Actions for Key Players to Take

Given the long-term investment horizons that typify the sector, companies in the midstream gas industry need to think several decades ahead. Gas pipelines can last for 50 years or more, which means that companies face the very real possibility of being encumbered with stranded assets if they don’t make the right choices now and leverage new opportunities from the energy transition. Here are some of the steps that different players must consider.

Pipeline Operators. Pipeline operators should focus on three key topics:

  • Planning and Analytical Capabilities. Operators must develop capabilities for forecasting future consumption in different parts of their networks at a far more granular level than they do now. This will help them determine which sections they will likely need to maintain, which they can retrofit to carry hydrogen or CO2, which may need to be retired, and where best to build new hydrogen-carrying pipelines. Each option, even retiring pipelines, will incur a cost, so companies must optimize their investment decisions. They should use these capabilities across strategy, regulatory management, asset management, finance, and customer departments to identify factors that will drive rapid changes in gas usage. Companies that follow best practice are setting up structured decision trees to help them make case-by-case determinations about investments and new connections and are establishing centralized monitoring tools that employ deep analysis to identify crucial tipping points.
  • Customer Engagement. Pipeline companies should engage with major gas users and retail businesses to understand the impact that their decarbonization plans will have on pipelines. They should consider different commercial models in which specific large customers partly underwrite volume risks. And they should assess opportunities to proactively transition customers to new fuels, such as hydrogen and biomethane. By working alongside customer groups and policymakers, pipeline operators can help shape the optimal pathway to decarbonization in specific sectors.
  • Operating Models. Operators must manage the transition to new operating models for handling different types and volumes of gas across their networks. They will need new asset management and operational capabilities and will have to reset their operating standards. Companies must also roll out hydrogen-ready valves and pipelines, using scheduled refurbishments as an opportunity to replace steel with polyethylene or inner-coated pipes, and adjust their metering infrastructure to measure the volume and quality of the new gases. Finally, they must improve their productivity to prepare for declining natural gas volumes and to avoid escalating unit costs.

Pipeline Business Owners and Investors. The opportunities for expanding into new business areas can differ significantly from one company—and from one network section—to the next, as can the accompanying challenges. Owners and investors in pipeline businesses also face higher risk and investment requirements than in the past. In response to these forces, network companies are adopting a range of responses.
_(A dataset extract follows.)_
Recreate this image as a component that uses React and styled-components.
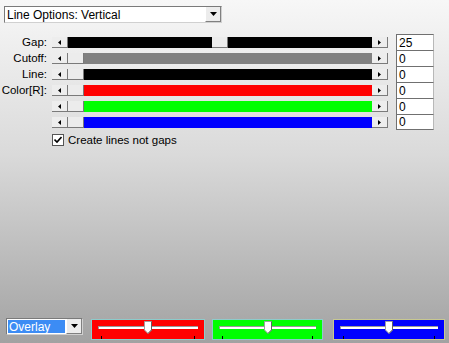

Some have moved out of gas distribution, investing instead in electricity. Others have proactively encouraged electrification of areas where natural gas has traditionally dominated. Many companies are experimenting with hydrogen, hydrogen blending, and CO2 technologies. And several players are following a wait-and-see strategy.

We recommend that players keep the energy transition in mind when reviewing their pipeline investments. They should prioritize investments in companies that will benefit from future energy transportation routes (for example, connecting hydrogen supply with demand), that have a robust position in areas with more concentrated customer segments (for example, power or centralized heat generation), and that operate in a supportive regulatory environment (for example, one where regulators have adopted a clear and fair approach to guiding the energy transition and are willing to adjust tariffs to reflect changing volumes, costs, and risks).

Because regulatory periods typically last four to six years in most jurisdictions, a company may not immediately feel the impact of cost and volume challenges. For the same reason, company valuations can be relatively sticky, though all energy companies are under increasing pressure from climate activist shareholders. Nevertheless, business owners and investors should monitor changes in energy usage closely.

Regulators and Policymakers. Regulators will soon face a tough challenge from the changes that the energy transition will bring to midstream pipeline businesses. As operators deal with lower natural gas volumes, higher risk, and increased investment in new or repurposed pipes, customers that continue to use their networks for natural gas could end up paying more. Rising network costs can accelerate the move to alternative fuels: as more and more customers leave the natural gas network, the remaining customers are left with higher bills and so are more likely to exit themselves. (We’ve seen this phenomenon already in the impact of distributed solar power generation on electricity grids.)

Regulators must factor this scenario into their plans to ensure that midstream pipeline companies are properly compensated and remain financially strong in readiness for the energy transition, and to prevent customers from being left behind and exposed to steep price rises if, for example, an alternative technology is not available in their area. To understand the potential impact of regulatory change on demand for both gas and electricity, which are increasingly interlinked, regulators should use more sophisticated modeling and simulation tools. Three topic areas are particularly important:

  • Compensation. Regulators should consider an alternative approach to compensating pipeline companies for their costs. Rather than relying on a system that compensates companies for investing after the fact through a regulated return on their asset base, they should weigh the benefits of introducing upfront capital contributions and creating incentives to encourage companies to curb unjustified investments. Finding the optimal compensation mechanism and tariff system will require careful analysis and cooperation between regulators and companies.
  • Investments. Regulators should scrutinize operators’ investment plans more closely than in the past to ensure that the plans are fair and effective. The investments needed to make pipeline networks suitable for hydrogen or other low-carbon alternatives must match the likely development of sources of supply and demand. Company plans should aim to minimize the risk of stranded assets and should promote wider decarbonization goals. Fair allocation of investment costs between existing customers and those using the new hydrogen pipeline infrastructure, while avoiding cross-subsidies, will be important, too. Network sections in danger of underutilization may have to be removed from the regulated asset base.
  • Directives and Incentives. Blending gases, closing pipelines, and retrofitting or building new pipelines to carry low-carbon fuels will require regulators to set new directives and standards to protect customers and ensure that work is carried out properly. At the same time, policy support for using pipelines to carry low-carbon gases such as hydrogen could simultaneously mitigate pipeline players’ risk of stranded assets and accelerate global decarbonization efforts. Overseeing this transition, setting the right speed and scope, and creating effective incentives for companies are tasks for policymakers. Without incentives from the regulator, operators and investors will resist making decisions to close down pipeline sections for as long as possible to avoid stranded assets. However, a handful of UK companies are now recognizing that possibility in their long-term development plans.

Midstream players need to act now to plan for a net-zero future, with declining natural gas demand and a widespread switch to hydrogen. Although some of the developments outlined above will happen sooner than others, it would be a mistake for companies to dither and postpone making suitable preparations. The energy transition has shown that global shifts away from fossil fuels can happen unexpectedly quickly. And the midstream gas market is likely to be no exception to this rule.